By John Carruthers, staff writer, August 01, 2011
Duluth, Minn., dermatologist Joel Bamford, MD, began volunteering abroad with a Project Hope trip to Ecuador as a medical student in 1963. After taking a few years off and training as a dermatologist, he resumed traveling internationally to apply his medical training to both physician teaching and providing care to the underserved with the Christian Medical Society (CMS) in 1980. Since then, he’s completed an impressive number of overseas trips to educate foreign medical students and treat patients.
“My entire involvement with volunteer trips has been rewarding seeing the in-office medical student education, witnessing examinations, quizzing the students. I’ve seen the high quality of dermatologic education that’s available around the world. I’m glad that I’ve gotten to see a number of beautiful countries, meet new people, and interact with other doctors.”
- Since becoming involved with international volunteerism, Dr. Bamford has completed more than a dozen teaching trips to a varied number of locales including Honduras, India, and Cameroon.

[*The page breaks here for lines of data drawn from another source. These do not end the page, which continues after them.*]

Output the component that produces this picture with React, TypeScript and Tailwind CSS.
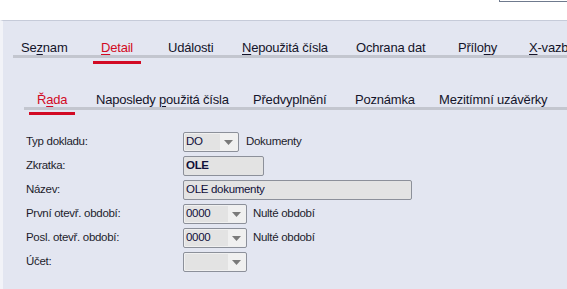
import React from "react";

const font = { fontFamily: '"Liberation Sans", Arial, sans-serif' };

function U({ c }: { c: string }) {
  return <span className="underline underline-offset-2 decoration-1">{c}</span>;
}

const topTabs: { w: number; node: React.ReactNode; active?: boolean }[] = [
  { w: 80, node: <>Se<U c="z" />nam</> },
  { w: 67, node: <><U c="D" />etail</>, active: true },
  { w: 74, node: <>Události</> },
  { w: 114, node: <><U c="N" />epoužitá čísla</> },
  { w: 102, node: <>Ochrana dat</> },
  { w: 71, node: <>Přílo<U c="h" />y</> },
  { w: 80, node: <><U c="X" />-vazby</> },
];

const subTabs: { w: number; node: React.ReactNode; active?: boolean }[] = [
  { w: 59, node: <>Ř<U c="a" />da</>, active: true },
  { w: 157, node: <>Naposledy <U c="p" />oužitá čísla</> },
  { w: 102, node: <>Předvyplnění</> },
  { w: 84, node: <>Poznámka</> },
  { w: 150, node: <>Mezitímní uzávěrky</> },
];

const formText = "text-[11.5px] tracking-[-0.3px]";

function Combo({ value, w }: { value: string; w: number }) {
  return (
    <div
      className="flex h-[20px] items-stretch rounded-[2px] border border-[#8c909a] bg-[#f0f0f0] p-[1px]"
      style={{ width: w }}
    >
      <div className={`flex flex-1 items-center bg-[#e3e3e3] pl-[1px] leading-none text-[#10103a] ${formText}`}>
        {value}
      </div>
      <div className="flex w-[17px] items-center justify-center">
        <svg width="9" height="5" viewBox="0 0 9 5">
          <polygon points="0,0 9,0 4.5,5" fill="#7a7a7a" />
        </svg>
      </div>
    </div>
  );
}

function Field({ value, w, bold }: { value: string; w: number; bold?: boolean }) {
  return (
    <div
      className={`flex h-[20px] items-center rounded-[2px] border border-[#8c909a] bg-[#e3e3e3] pl-[2px] leading-none text-[#10103a] ${formText} ${bold ? "font-bold" : ""}`}
      style={{ width: w }}
    >
      {value}
    </div>
  );
}

function Row({ label, children }: { label: string; children: React.ReactNode }) {
  return (
    <div className="flex h-[24px] items-center">
      <div className={`w-[157px] text-[#1c1c2c] ${formText}`}>{label}</div>
      <div className="flex items-center">{children}</div>
    </div>
  );
}

export default function App() {
  return (
    <div className="h-[289px] w-[567px] overflow-hidden bg-white" style={font}>
      <div className="flex h-[20px] justify-end">
        <div className="h-[2px] w-[68px] border-b border-l border-[#6f7a8e]" />
      </div>
      <div className="h-[269px] border-l-[3px] border-t border-l-[#f2f3f8] border-t-[#c6cbd9] bg-[#e3e6f1]">
        {/* top tabs */}
        <div className="ml-[10px] mt-[14px] flex h-[23px] border-b-[3px] border-[#c3c6cf]">
          {topTabs.map((t, i) => (
            <div key={i} className="shrink-0" style={{ width: t.w }}>
              <div
                className={`-mb-[3px] inline-block h-[23px] border-b-[3px] px-[8px] text-[13px] leading-[14px] tracking-[-0.2px] ${
                  t.active ? "border-[#d20a24] text-[#d20a24]" : "border-transparent text-[#14142a]"
                }`}
              >
                {t.node}
              </div>
            </div>
          ))}
        </div>
        {/* sub tabs */}
        <div className="ml-[21px] mt-[29px] flex h-[23px] border-b-[3px] border-[#c3c6cf]">
          <div className="w-[5px] shrink-0" />
          {subTabs.map((t, i) => (
            <div key={i} className="shrink-0" style={{ width: t.w }}>
              <div
                className={`-mb-[3px] inline-block h-[23px] border-b-[3px] px-[8px] text-[13px] leading-[15px] tracking-[-0.2px] ${
                  t.active ? "border-[#d20a24] text-[#d20a24]" : "border-transparent text-[#14142a]"
                }`}
              >
                {t.node}
              </div>
            </div>
          ))}
        </div>
        {/* form */}
        <div className="ml-[23px] mt-[20px] flex flex-col">
          <Row label="Typ dokladu:">
            <Combo value="DO" w={56} />
            <span className={`ml-[7px] text-[#1c1c2c] ${formText}`}>Dokumenty</span>
          </Row>
          <Row label="Zkratka:">
            <Field value="OLE" w={81} bold />
          </Row>
          <Row label="Název:">
            <Field value="OLE dokumenty" w={229} />
          </Row>
          <Row label="První otevř. období:">
            <Combo value="0000" w={64} />
            <span className={`ml-[6px] text-[#1c1c2c] ${formText}`}>Nulté období</span>
          </Row>
          <Row label="Posl. otevř. období:">
            <Combo value="0000" w={64} />
            <span className={`ml-[6px] text-[#1c1c2c] ${formText}`}>Nulté období</span>
          </Row>
          <Row label="Účet:">
            <Combo value="" w={64} />
          </Row>
        </div>
      </div>
    </div>
  );
}
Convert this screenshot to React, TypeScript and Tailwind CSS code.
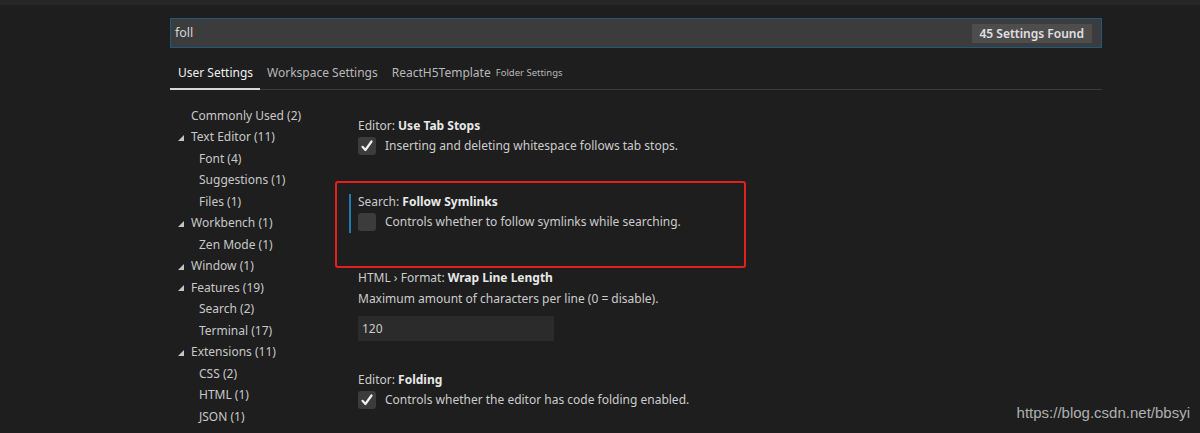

- In addition to his overseas trips, Dr. Bamford works at The Duluth Clinic one day a week, reviews articles for a number of journals, and volunteers with local medical students at a Duluth homeless shelter.
- On his first trip with CMS to Honduras, Dr. Bamford brought his then-12-year-old daughter, Sarah, who became a physician.
- During trips to Cameroon and Bangalore, India, Dr. Bamford saw first-hand the difference that AIDS medicines have made in those communities. “I learned quite a bit from the internist who ran the AIDS clinic in Niger,” he said. “I was impressed how American donation of medicines had such an impact.”
- “I’m not sure what I’ll do next,” Dr. Bamford said. “As I get closer to full retirement, I’ve been working more to contribute to evidence-based medicine.”